Hidradenitis suppurativa (HS) is a chronic skin condition causing painful abscesses, tunnels under the skin, and scarring, typically in the armpits, groin, buttocks, and under the breasts. It is severely underestimated by PIP assessors because they often do not understand how debilitating it is. The pain, the wound management, the inability to move normally, and the psychological impact all affect PIP activities significantly.
Which Activities Does HS Affect?
Preparing Food (Activity 1) – Abscesses under the arms make raising your arms to reach cupboards, stir pots, or lift pans agonising. Groin lesions make standing painful. If you cannot lift your arms or stand due to active flares, you cannot safely prepare food.
Washing and Bathing (Activity 4) – This is often the highest scoring activity for HS. Open wounds, draining abscesses, and extreme pain mean washing the affected areas is excruciating. Water hitting open lesions causes severe pain. You may need help cleaning and dressing wounds in areas you cannot reach. Bandaging after washing is time-consuming and may need assistance.
Managing Toilet Needs (Activity 5) – Groin and buttock lesions make sitting on a toilet painful. Cleaning after using the toilet is painful and risks infection to open wounds. You may need aids or help.
Dressing and Undressing (Activity 6) – Clothing rubbing against active lesions causes severe pain. You may need special loose clothing, specific fabrics, or help getting dressed to avoid disturbing bandages and wounds. Raising arms for clothing is painful with axillary HS.

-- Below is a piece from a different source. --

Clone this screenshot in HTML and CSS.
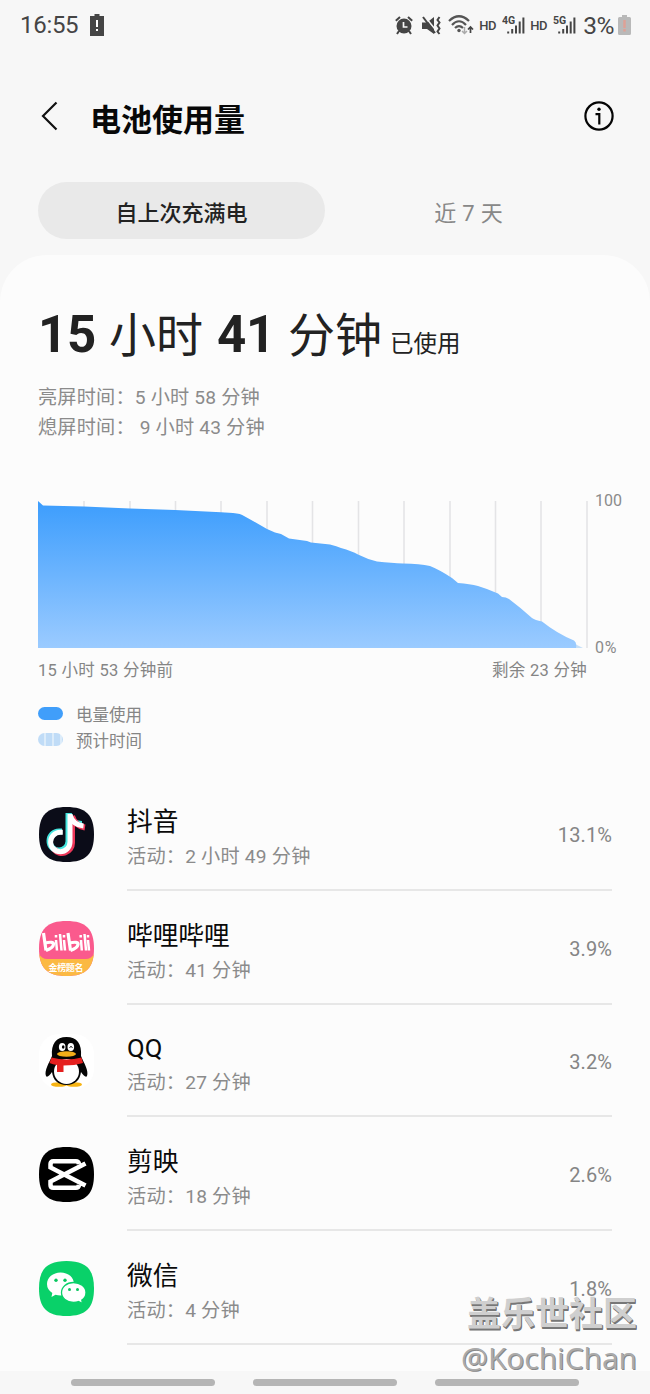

Managing Therapy (Activity 3) – HS requires extensive daily wound care, dressing changes (often multiple times per day), antibiotics, biologics (infusions or injections), pain medication, dermatology appointments, and surgery. If wound care takes more than 3.5 hours per week, which it often does, this scores 4+ points.
Engaging with People (Activity 9) – HS causes extreme embarrassment and shame. Draining wounds can leak through bandages and clothing. The smell from active lesions causes people to avoid social situations entirely. Depression and anxiety from living with HS are very common.
Moving Around (Activity 12) – Groin, buttock, and inner thigh lesions make walking extremely painful. Each step rubs against active wounds. How far can you walk before the pain forces you to stop?
What Evidence Helps?
- Dermatologist letters – with Hurley staging if available
- Surgical records – if you have had incision and drainage or excision surgery
- Photos of active flares – dated, showing the severity of lesions
- Wound care records – from district nurses if involved
- GP records – frequency of antibiotics, flares, appointments
- Mental health evidence – if depression or anxiety are co-existing
- Statement from someone who helps you – wound care assistance, daily support
Frequently Asked Questions
The assessor has never heard of HS. What do I do?
This is common. Bring printed information about HS and photos of your active flares. The more visual evidence you can provide, the harder it is for an assessor to underestimate it. A dermatologist letter explaining the condition and its functional impact is essential.
My HS flares up and down. How do I describe this?
Describe the pattern: how often flares happen, how long they last, how bad they get, and what you cannot do during a flare. If flares happen more than 50% of the time, or if active wounds are always present somewhere on your body, describe this clearly. Even between major flares, the pain from scarring, the risk of new lesions, and the daily wound care are ongoing.